# [Stored data]
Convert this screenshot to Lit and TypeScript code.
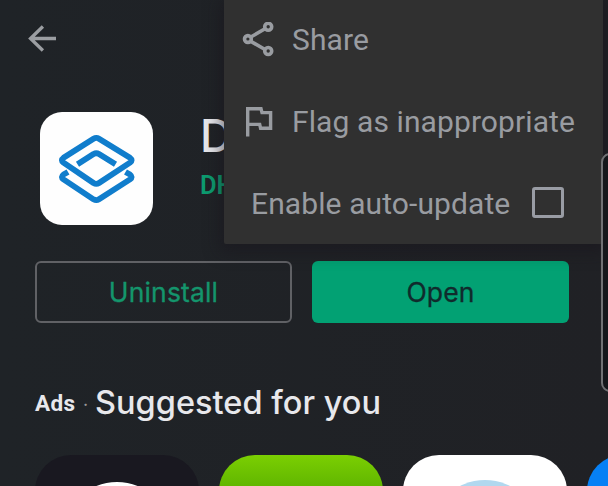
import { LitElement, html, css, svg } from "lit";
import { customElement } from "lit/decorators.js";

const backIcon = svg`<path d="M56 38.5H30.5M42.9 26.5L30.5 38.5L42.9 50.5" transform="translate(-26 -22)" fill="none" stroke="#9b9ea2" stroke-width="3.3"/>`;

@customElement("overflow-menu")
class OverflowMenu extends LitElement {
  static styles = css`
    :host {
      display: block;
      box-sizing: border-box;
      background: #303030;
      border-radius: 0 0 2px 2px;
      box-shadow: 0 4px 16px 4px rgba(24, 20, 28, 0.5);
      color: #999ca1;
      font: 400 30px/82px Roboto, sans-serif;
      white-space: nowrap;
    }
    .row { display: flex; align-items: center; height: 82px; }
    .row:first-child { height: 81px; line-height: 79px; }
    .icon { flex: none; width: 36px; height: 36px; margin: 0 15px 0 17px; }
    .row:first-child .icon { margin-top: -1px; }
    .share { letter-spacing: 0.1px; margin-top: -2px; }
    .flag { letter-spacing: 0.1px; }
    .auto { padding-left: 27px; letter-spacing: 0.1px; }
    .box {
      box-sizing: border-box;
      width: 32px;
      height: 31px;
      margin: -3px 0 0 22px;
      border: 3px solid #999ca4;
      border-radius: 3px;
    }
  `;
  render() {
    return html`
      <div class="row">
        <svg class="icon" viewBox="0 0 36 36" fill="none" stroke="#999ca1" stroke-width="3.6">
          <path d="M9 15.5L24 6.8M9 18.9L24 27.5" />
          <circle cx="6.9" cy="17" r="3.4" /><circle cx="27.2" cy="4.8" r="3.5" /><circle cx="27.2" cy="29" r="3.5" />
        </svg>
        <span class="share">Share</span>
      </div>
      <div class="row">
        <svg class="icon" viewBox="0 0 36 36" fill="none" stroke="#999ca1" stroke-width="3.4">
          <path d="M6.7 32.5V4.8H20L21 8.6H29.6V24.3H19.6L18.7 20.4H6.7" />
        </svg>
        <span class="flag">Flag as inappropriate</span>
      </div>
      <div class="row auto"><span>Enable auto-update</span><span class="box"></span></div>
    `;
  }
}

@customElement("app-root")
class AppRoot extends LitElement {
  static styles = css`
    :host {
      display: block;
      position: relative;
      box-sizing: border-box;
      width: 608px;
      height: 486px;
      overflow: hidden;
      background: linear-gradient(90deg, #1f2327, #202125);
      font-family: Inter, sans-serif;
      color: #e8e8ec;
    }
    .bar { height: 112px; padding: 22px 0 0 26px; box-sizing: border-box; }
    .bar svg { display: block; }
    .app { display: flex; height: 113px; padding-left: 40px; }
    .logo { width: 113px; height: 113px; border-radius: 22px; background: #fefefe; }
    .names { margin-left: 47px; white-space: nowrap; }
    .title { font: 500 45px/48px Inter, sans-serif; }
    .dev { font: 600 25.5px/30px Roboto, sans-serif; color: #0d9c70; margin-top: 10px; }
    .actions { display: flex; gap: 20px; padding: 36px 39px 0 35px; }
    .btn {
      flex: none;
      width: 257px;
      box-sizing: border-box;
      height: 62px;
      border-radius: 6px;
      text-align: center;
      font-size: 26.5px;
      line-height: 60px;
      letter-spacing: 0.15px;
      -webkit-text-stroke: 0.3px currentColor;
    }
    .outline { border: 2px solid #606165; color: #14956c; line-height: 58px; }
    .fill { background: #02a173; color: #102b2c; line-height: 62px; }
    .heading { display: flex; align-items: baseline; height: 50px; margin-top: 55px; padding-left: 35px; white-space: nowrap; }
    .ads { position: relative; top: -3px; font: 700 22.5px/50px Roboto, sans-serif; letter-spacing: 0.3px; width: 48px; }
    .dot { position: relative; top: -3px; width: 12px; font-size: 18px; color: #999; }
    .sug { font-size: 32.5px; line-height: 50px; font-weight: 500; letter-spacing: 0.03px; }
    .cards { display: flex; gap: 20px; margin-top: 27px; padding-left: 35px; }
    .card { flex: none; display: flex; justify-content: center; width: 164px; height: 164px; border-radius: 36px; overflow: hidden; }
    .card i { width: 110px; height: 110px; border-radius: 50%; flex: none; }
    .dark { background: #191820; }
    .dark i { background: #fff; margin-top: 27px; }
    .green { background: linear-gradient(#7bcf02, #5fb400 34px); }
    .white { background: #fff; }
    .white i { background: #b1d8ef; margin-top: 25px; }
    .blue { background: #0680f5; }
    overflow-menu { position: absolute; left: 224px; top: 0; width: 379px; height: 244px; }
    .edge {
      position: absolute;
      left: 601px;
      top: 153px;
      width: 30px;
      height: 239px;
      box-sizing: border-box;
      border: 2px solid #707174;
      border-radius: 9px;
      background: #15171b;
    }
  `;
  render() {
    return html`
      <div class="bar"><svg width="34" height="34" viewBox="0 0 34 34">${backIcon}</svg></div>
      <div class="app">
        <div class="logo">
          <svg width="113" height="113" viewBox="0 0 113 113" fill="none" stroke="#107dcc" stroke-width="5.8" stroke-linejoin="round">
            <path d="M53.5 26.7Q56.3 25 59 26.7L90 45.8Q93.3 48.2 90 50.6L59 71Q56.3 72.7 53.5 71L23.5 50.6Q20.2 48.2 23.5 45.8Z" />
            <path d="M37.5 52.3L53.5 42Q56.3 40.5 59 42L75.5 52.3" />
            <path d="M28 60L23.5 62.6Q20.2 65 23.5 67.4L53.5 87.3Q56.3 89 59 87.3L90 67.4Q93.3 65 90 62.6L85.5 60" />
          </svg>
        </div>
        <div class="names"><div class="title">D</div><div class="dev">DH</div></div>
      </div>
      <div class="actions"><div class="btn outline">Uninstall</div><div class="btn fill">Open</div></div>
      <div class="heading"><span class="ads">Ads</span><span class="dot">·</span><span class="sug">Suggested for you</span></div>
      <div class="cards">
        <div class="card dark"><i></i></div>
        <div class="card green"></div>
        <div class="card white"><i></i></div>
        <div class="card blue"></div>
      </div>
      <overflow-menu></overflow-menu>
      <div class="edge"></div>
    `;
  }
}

# [Written request]
Output the data above without changes, apart from leaving out the pictures.

# [Response]
Convert this screenshot to Lit and TypeScript code.
import { LitElement, html, css, svg } from "lit";
import { customElement } from "lit/decorators.js";

const backIcon = svg`<path d="M56 38.5H30.5M42.9 26.5L30.5 38.5L42.9 50.5" transform="translate(-26 -22)" fill="none" stroke="#9b9ea2" stroke-width="3.3"/>`;

@customElement("overflow-menu")
class OverflowMenu extends LitElement {
  static styles = css`
    :host {
      display: block;
      box-sizing: border-box;
      background: #303030;
      border-radius: 0 0 2px 2px;
      box-shadow: 0 4px 16px 4px rgba(24, 20, 28, 0.5);
      color: #999ca1;
      font: 400 30px/82px Roboto, sans-serif;
      white-space: nowrap;
    }
    .row { display: flex; align-items: center; height: 82px; }
    .row:first-child { height: 81px; line-height: 79px; }
    .icon { flex: none; width: 36px; height: 36px; margin: 0 15px 0 17px; }
    .row:first-child .icon { margin-top: -1px; }
    .share { letter-spacing: 0.1px; margin-top: -2px; }
    .flag { letter-spacing: 0.1px; }
    .auto { padding-left: 27px; letter-spacing: 0.1px; }
    .box {
      box-sizing: border-box;
      width: 32px;
      height: 31px;
      margin: -3px 0 0 22px;
      border: 3px solid #999ca4;
      border-radius: 3px;
    }
  `;
  render() {
    return html`
      <div class="row">
        <svg class="icon" viewBox="0 0 36 36" fill="none" stroke="#999ca1" stroke-width="3.6">
          <path d="M9 15.5L24 6.8M9 18.9L24 27.5" />
          <circle cx="6.9" cy="17" r="3.4" /><circle cx="27.2" cy="4.8" r="3.5" /><circle cx="27.2" cy="29" r="3.5" />
        </svg>
        <span class="share">Share</span>
      </div>
      <div class="row">
        <svg class="icon" viewBox="0 0 36 36" fill="none" stroke="#999ca1" stroke-width="3.4">
          <path d="M6.7 32.5V4.8H20L21 8.6H29.6V24.3H19.6L18.7 20.4H6.7" />
        </svg>
        <span class="flag">Flag as inappropriate</span>
      </div>
      <div class="row auto"><span>Enable auto-update</span><span class="box"></span></div>
    `;
  }
}

@customElement("app-root")
class AppRoot extends LitElement {
  static styles = css`
    :host {
      display: block;
      position: relative;
      box-sizing: border-box;
      width: 608px;
      height: 486px;
      overflow: hidden;
      background: linear-gradient(90deg, #1f2327, #202125);
      font-family: Inter, sans-serif;
      color: #e8e8ec;
    }
    .bar { height: 112px; padding: 22px 0 0 26px; box-sizing: border-box; }
    .bar svg { display: block; }
    .app { display: flex; height: 113px; padding-left: 40px; }
    .logo { width: 113px; height: 113px; border-radius: 22px; background: #fefefe; }
    .names { margin-left: 47px; white-space: nowrap; }
    .title { font: 500 45px/48px Inter, sans-serif; }
    .dev { font: 600 25.5px/30px Roboto, sans-serif; color: #0d9c70; margin-top: 10px; }
    .actions { display: flex; gap: 20px; padding: 36px 39px 0 35px; }
    .btn {
      flex: none;
      width: 257px;
      box-sizing: border-box;
      height: 62px;
      border-radius: 6px;
      text-align: center;
      font-size: 26.5px;
      line-height: 60px;
      letter-spacing: 0.15px;
      -webkit-text-stroke: 0.3px currentColor;
    }
    .outline { border: 2px solid #606165; color: #14956c; line-height: 58px; }
    .fill { background: #02a173; color: #102b2c; line-height: 62px; }
    .heading { display: flex; align-items: baseline; height: 50px; margin-top: 55px; padding-left: 35px; white-space: nowrap; }
    .ads { position: relative; top: -3px; font: 700 22.5px/50px Roboto, sans-serif; letter-spacing: 0.3px; width: 48px; }
    .dot { position: relative; top: -3px; width: 12px; font-size: 18px; color: #999; }
    .sug { font-size: 32.5px; line-height: 50px; font-weight: 500; letter-spacing: 0.03px; }
    .cards { display: flex; gap: 20px; margin-top: 27px; padding-left: 35px; }
    .card { flex: none; display: flex; justify-content: center; width: 164px; height: 164px; border-radius: 36px; overflow: hidden; }
    .card i { width: 110px; height: 110px; border-radius: 50%; flex: none; }
    .dark { background: #191820; }
    .dark i { background: #fff; margin-top: 27px; }
    .green { background: linear-gradient(#7bcf02, #5fb400 34px); }
    .white { background: #fff; }
    .white i { background: #b1d8ef; margin-top: 25px; }
    .blue { background: #0680f5; }
    overflow-menu { position: absolute; left: 224px; top: 0; width: 379px; height: 244px; }
    .edge {
      position: absolute;
      left: 601px;
      top: 153px;
      width: 30px;
      height: 239px;
      box-sizing: border-box;
      border: 2px solid #707174;
      border-radius: 9px;
      background: #15171b;
    }
  `;
  render() {
    return html`
      <div class="bar"><svg width="34" height="34" viewBox="0 0 34 34">${backIcon}</svg></div>
      <div class="app">
        <div class="logo">
          <svg width="113" height="113" viewBox="0 0 113 113" fill="none" stroke="#107dcc" stroke-width="5.8" stroke-linejoin="round">
            <path d="M53.5 26.7Q56.3 25 59 26.7L90 45.8Q93.3 48.2 90 50.6L59 71Q56.3 72.7 53.5 71L23.5 50.6Q20.2 48.2 23.5 45.8Z" />
            <path d="M37.5 52.3L53.5 42Q56.3 40.5 59 42L75.5 52.3" />
            <path d="M28 60L23.5 62.6Q20.2 65 23.5 67.4L53.5 87.3Q56.3 89 59 87.3L90 67.4Q93.3 65 90 62.6L85.5 60" />
          </svg>
        </div>
        <div class="names"><div class="title">D</div><div class="dev">DH</div></div>
      </div>
      <div class="actions"><div class="btn outline">Uninstall</div><div class="btn fill">Open</div></div>
      <div class="heading"><span class="ads">Ads</span><span class="dot">·</span><span class="sug">Suggested for you</span></div>
      <div class="cards">
        <div class="card dark"><i></i></div>
        <div class="card green"></div>
        <div class="card white"><i></i></div>
        <div class="card blue"></div>
      </div>
      <overflow-menu></overflow-menu>
      <div class="edge"></div>
    `;
  }
}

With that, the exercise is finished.